Absolutely. There is no minimum threshold at the moment. We are introducing a minimum threshold in the Bill. The grandfather right applies to the status quo before the Bill is enacted. If premises already have four machines, they can keep four.
With that explanation of grandfather rights, illegal gaming machines and the amendments, I hope that the hon. Member for North-East Cambridgeshire will withdraw his amendment.
We are grateful to the Minister for his comments and assurances, but he has not answered our question and explained why the wording of our amendment is inadequate. He dismissed the amendment and said that the Government will return with their own amendments, but he did not say when, and it would be helpful to know that. If my proposed wording is so unacceptable, why was the Minister unable to say what wording the Government would find acceptable? I would like him to give a stronger assurance on the spirit of my amendment and the logic of my argument, which is to make it crystal clear that pubs that serve food as well as drinks will not be penalised in any way, shape or form by admitting children to premises where category C gaming machines are being played.
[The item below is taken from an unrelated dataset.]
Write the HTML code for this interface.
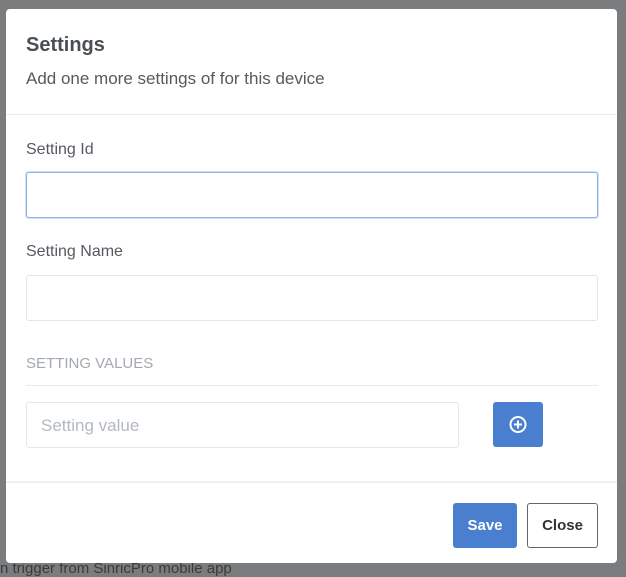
<!DOCTYPE html>
<html><head><style>
body{margin:0;width:626px;height:575px;background:#7b7c7e;font-family:"Liberation Sans",sans-serif;position:relative;overflow:hidden}
.bg{position:absolute;color:#333;font-size:16px}
.m{position:absolute;left:6px;top:9px;width:611px;height:554px;background:#fff;border-radius:4px}
.a{position:absolute}
.in{position:absolute;box-sizing:border-box;border:1px solid #e3e6ea;border-radius:3px;background:#fff}
</style></head><body>
<div class="bg" style="left:0;top:560px;color:#3a3a3a;font-size:15px">n trigger from SinricPro mobile app</div>
<div class="m">
<div class="a" style="left:20px;top:25px;font-size:20px;font-weight:bold;color:#4a4f55">Settings</div>
<div class="a" style="left:20px;top:60px;font-size:17px;color:#555a60">Add one more settings of for this device</div>
<div class="a" style="left:0;top:105px;width:611px;height:1px;background:#e8eaf0"></div>
<div class="a" style="left:20px;top:132px;font-size:16px;color:#555a60">Setting Id</div>
<div class="in" style="left:20px;top:163px;width:572px;height:46px;border:1px solid #8fb5e6;box-shadow:0 0 0 1px #cfe0f5"></div>
<div class="a" style="left:20px;top:234px;font-size:16px;color:#555a60">Setting Name</div>
<div class="in" style="left:20px;top:266px;width:572px;height:46px"></div>
<div class="a" style="left:20px;top:346px;font-size:15px;color:#a3a9b0">SETTING VALUES</div>
<div class="a" style="left:20px;top:376px;width:572px;height:1px;background:#e8eaf0"></div>
<div class="in" style="left:20px;top:393px;width:433px;height:46px"></div>
<div class="a" style="left:35px;top:407px;font-size:17px;color:#b3b9c0">Setting value</div>
<div class="a" style="left:487px;top:393px;width:50px;height:45px;background:#4a7fd0;border-radius:3px">
<svg width="50" height="45"><circle cx="25" cy="22.5" r="7.5" fill="none" stroke="#fff" stroke-width="2"/><path d="M25 18.5v8M21 22.5h8" stroke="#fff" stroke-width="2"/></svg></div>
<div class="a" style="left:0;top:472px;width:611px;height:2px;background:#eef0f3"></div>
<div class="a" style="left:447px;top:494px;width:64px;height:45px;background:#4a7fd0;border-radius:3px;color:#fff;font-weight:bold;font-size:15px;line-height:45px;text-align:center">Save</div>
<div class="a" style="left:521px;top:494px;width:71px;height:45px;box-sizing:border-box;border:1px solid #666;border-radius:3px;color:#333;font-weight:bold;font-size:15px;line-height:43px;text-align:center">Close</div>
</div>
</body></html>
I can give that assurance. We have not yet suggested a wording because we have been discussing the matter with the trade. We are accused if we do not discuss concerns with the trade and we are accused if we do. As I said, we have been having those discussions. Our debate has showed that the interpretation of the word ''primarily'' is important in this context and we want to get that right. I admit that we may have gone too far in paragraph (b). We want to make sure that the wording is right for the intention as well as for the action, and we want to ensure that some takeaways that have a bar do not gain an entitlement to have category C machines. There are matters that need further exploration, and we will reflect on the wording when we have discussed those with the trade. I have given a clear assurance to the hon. Gentleman that the description of the pub that he talked about will not be ruled out of having category C machines. Our intention is to maintain that entitlement, and we have no intention of affecting that.